Federal Reserve Chair Jerome Powell

Federal Reserve Chair Jerome Powell departs a news conference on July 31, 2024 in Washington, D.C.

(Photo: Andrew Harnik/Getty Images)

Watchdog Says the Fed, Not Inflation, Is Now the 'Biggest Threat' to the US Economy

"The Fed's continued high interest rates saddle people with debt, lock them out of the housing market, and threaten their jobs," said Rakeen Mabud of the Groundwork Collaborative.

The top economist at a progressive watchdog organization said Wednesday that the Federal Reserve has supplanted inflation as the greatest danger to the U.S. economy after new data from the Bureau of Labor Statistics showed that the Consumer Price Index fell below 3% last month—the first time it has done so since 2021.

"Inflation is no longer the biggest threat to the economy, the Fed is," said Groundwork Collaborative chief economist Rakeen Mabud, citing the central bank's persistent refusal to cut interest rates in the face of glaring warning signs throughout the U.S. economy, from the worsening housing crisis to slowing job growth. Housing costs accounted for "nearly 90% of the monthly increase" in consumer prices, according to the Bureau of Labor Statistics.

"The Fed's continued high interest rates saddle people with debt, lock them out of the housing market, and threaten their jobs," Mabud said Wednesday. "The Federal Reserve should hold an emergency meeting and cut rates immediately."

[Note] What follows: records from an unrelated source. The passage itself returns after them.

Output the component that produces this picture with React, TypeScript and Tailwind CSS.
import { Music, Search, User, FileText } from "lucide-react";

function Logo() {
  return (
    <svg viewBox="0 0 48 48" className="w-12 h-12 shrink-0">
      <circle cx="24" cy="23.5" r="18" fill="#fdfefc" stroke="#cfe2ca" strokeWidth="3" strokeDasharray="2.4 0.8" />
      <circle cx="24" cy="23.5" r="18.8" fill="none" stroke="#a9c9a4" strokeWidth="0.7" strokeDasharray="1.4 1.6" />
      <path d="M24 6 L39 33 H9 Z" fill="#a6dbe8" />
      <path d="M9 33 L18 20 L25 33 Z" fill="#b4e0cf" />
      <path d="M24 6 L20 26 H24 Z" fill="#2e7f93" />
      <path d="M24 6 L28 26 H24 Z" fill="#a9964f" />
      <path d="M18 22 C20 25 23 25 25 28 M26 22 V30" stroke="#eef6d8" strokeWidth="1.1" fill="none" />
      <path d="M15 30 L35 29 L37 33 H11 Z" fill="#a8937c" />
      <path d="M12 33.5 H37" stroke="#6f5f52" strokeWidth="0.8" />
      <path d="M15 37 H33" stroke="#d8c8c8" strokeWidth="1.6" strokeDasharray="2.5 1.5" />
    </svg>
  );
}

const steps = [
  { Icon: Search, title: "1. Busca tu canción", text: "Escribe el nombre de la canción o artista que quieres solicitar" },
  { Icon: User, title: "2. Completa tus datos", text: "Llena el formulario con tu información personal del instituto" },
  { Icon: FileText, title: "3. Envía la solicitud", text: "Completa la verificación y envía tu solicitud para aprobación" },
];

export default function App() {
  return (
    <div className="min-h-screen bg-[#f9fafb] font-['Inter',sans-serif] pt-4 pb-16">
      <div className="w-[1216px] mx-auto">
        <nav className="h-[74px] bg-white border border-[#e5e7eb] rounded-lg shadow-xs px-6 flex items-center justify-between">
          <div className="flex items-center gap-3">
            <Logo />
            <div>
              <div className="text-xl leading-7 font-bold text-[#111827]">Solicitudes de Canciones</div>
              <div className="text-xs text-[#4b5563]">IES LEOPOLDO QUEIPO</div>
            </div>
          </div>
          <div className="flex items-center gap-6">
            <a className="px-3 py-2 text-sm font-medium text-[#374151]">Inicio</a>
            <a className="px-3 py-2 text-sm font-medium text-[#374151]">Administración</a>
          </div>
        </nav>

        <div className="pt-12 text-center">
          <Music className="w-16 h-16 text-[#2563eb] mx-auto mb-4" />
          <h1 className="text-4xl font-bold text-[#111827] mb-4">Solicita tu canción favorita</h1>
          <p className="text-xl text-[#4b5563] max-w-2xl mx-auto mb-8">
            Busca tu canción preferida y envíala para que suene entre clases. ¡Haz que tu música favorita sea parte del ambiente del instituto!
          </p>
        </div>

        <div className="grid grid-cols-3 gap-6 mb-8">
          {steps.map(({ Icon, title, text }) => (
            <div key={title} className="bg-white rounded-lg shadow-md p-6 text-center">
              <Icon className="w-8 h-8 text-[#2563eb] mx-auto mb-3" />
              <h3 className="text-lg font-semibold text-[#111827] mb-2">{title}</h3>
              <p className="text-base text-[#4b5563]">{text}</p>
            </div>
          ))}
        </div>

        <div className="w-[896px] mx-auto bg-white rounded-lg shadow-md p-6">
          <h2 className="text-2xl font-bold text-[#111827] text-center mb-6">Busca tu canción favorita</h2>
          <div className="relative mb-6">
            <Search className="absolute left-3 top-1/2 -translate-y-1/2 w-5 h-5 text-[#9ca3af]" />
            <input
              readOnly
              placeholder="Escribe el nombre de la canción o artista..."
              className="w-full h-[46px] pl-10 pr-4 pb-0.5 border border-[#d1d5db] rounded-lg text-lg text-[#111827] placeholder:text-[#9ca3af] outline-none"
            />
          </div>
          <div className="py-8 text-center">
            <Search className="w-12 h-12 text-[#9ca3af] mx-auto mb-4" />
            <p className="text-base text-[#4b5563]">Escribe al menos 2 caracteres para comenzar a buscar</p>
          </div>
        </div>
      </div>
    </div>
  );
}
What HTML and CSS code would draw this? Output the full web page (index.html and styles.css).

The Fed's current target interest rate range is at a 23-year high of 5.25% to 5.5%, where it has been kept for the past 12 months despite mounting calls for rate cuts from progressive lawmakers and economists as inflation continues to decline from its peak of 9.1% in June 2022.

"The Federal Reserve made a massive mistake in not cutting rates in July."

Rep. Brendan Boyle (D-Pa.), the ranking member of the House Budget Committee, said in a statement Wednesday that "the evidence is clear: Inflation is falling and wages are rising."

"It's past time for the Fed to secure this progress and begin lowering interest rates," Boyle added.

The next official two-day meeting of the Fed's policy-setting panel, the Federal Open Market Committee (FOMC), is scheduled for September 17-18. After Wednesday's inflation reading, the central bank is widely expected to enact a small rate cut at its September meeting, which will be held less than two months before the presidential election.

Donald Trump, the Republican nominee, has openly warned Powell against cutting rates prior to the election, apparently fearing the move would help Democrats.

Democratic lawmakers, for their part, have argued that a failure to cut rates "would indicate that the Fed is giving in to bullying" and "succumbing to political threats," as Sens. Elizabeth Warren (D-Mass.), John Hickenlooper (D-Colo.), and Sheldon Whitehouse (D-R.I.) put it in a letter to Powell last month.

In an op-ed for Common Dreams last week, Mabud of the Groundwork Collaborative wrote that "the Federal Reserve made a massive mistake in not cutting rates in July."

"Powell himself has admitted that interest rate hikes can't tackle the supply-side issues at the root of today's inflation," Mabud wrote. "And now the data are clear that he is taking the economy to the brink, despite low inflation and rising unemployment."

"Making people walk an economic tightrope is not the path forward to a healthy economy," she added. "The Fed has a dual mandate to maintain stable prices and full employment. It's time for the Fed to take that mandate seriously and make a large and immediate emergency rate cut."